I was reading this thinking, "this should be the start of a book" ! It did just suck me right in. So good.

:)

11:36 AM, March 25, 2007  
Blogger Jerri said...

This is a wonderful and appropriate piece, no matter when it was written.

I've read several of your pieces that invoke ethnicity. I especially remember one about a bride having henna applied to her hands.

You inhabit these worlds so fully that we, the readers, get to feel the world of others.

Brava! And more, please.

11:40 AM, March 25, 2007  
Blogger Tammy Brierly said...

I read this and wanted to read much more. Excellent work!

12:04 PM, March 25, 2007  
Blogger rel said...

Mardougrrl,
You've got the gift for telling stories. You weave the details toghther so as to bring us right into that apartment and, like a fly, we sit on the wall and take in these lives.
Good work!
rel

4:09 PM, March 25, 2007  
Blogger paris parfait said...

Your stories are so wonderfully descriptive, taking us into the characters' lives and making us care about them. Bravo!

5:43 PM, March 25, 2007  
Anonymous Anonymous said...

Your stories are so real to me! Such detail and dialogue and dreams and hopes and everything...
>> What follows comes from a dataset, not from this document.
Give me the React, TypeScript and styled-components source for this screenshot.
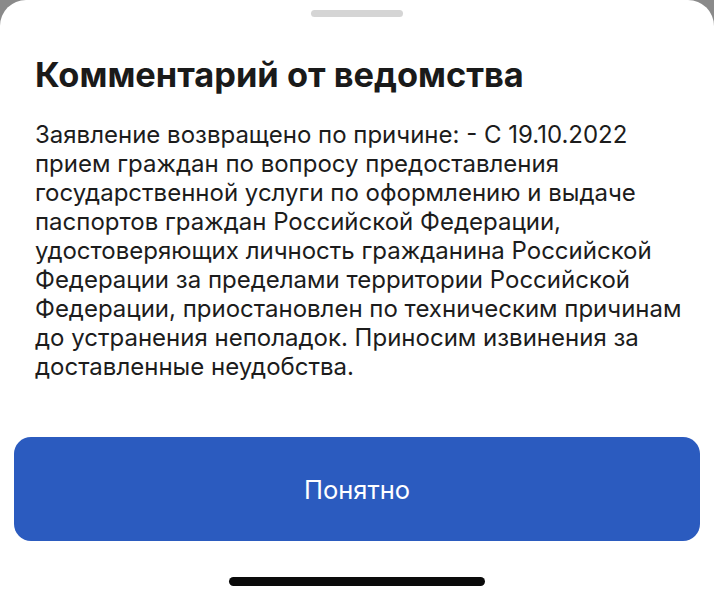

I'm glad this is part of a larger manuscript because that means (hopefully) we'll get to read more. And you were clearly meant to be writing fiction.

7:47 PM, March 25, 2007  
Anonymous Anonymous said...

What a lot of expectations for a couple of little girls. I want to know where those expectations take them, or more accurately how they respond. When can I read more?

I can't pretend I know how scary it must be working on a MS - but I do get scared when I'm working on the big issues as well. I am learning to meet that moment of fear and then "just stay". I have this meditation cd with this really nice calming voice who tells me at various points in the meditation to "let go" and "just stay". His is the voice that comes to me in those moments of fear. "Let go" he whispers in my ear, then "just stay".

xx

9:27 PM, March 25, 2007  
Blogger Becca said...

This is a marvelous story, and YOU are just an amazing writer. This family grabbed my heart and my attention, and you've captured so well that dichotomy of being part of two cultures - the new American and the "old country."

The kitchen is the heart of the family in so many cultures, isn't it? That comes through in your story as well.

I can certainly picture this as the first few pages of a lovely hardcover book...I'd love to read the rest ;)

9:47 PM, March 25, 2007  
Blogger Tinker said...

Your writing feeds your readers well, too! Though stopping the story where you did, left me hungry for the rest of it...

9:50 PM, March 25, 2007  
Blogger Suzan Abrams, email: suzanabrams@live.co.uk said...

A delicious flavour to your story, Mardou,& so articulate. :-)

10:21 PM, March 25, 2007  
Anonymous Anonymous said...

Your opening line rings so true for me. When my grandmother, Daisy, heard that my parents were thinking of naming me for her, she told them "no." She thought that having a flower name all her life had not been a good thing and she didn't want anymore girls going through life with such a weak, silly name. So my parents went with her middle name, a real name, instead.

Great take on the prompt-- using where you write as the basis for this post. Good thinking.

6:59 AM, March 26, 2007  
Blogger bee said...

wow...

i found this post yesterday and didn't have a chance to read it until now. i'm so glad i waited until now, to let it soak in...

so much amazing writing here, mardou. i loved it.

12:21 PM, March 26, 2007  
Blogger Writer Bug said...

I love the way you ended--so intriguing and of course it makes me want more. Nice writing!

12:23 PM, March 26, 2007  
Blogger Deirdre said...

Please, may I have some more? I want to know what happened next.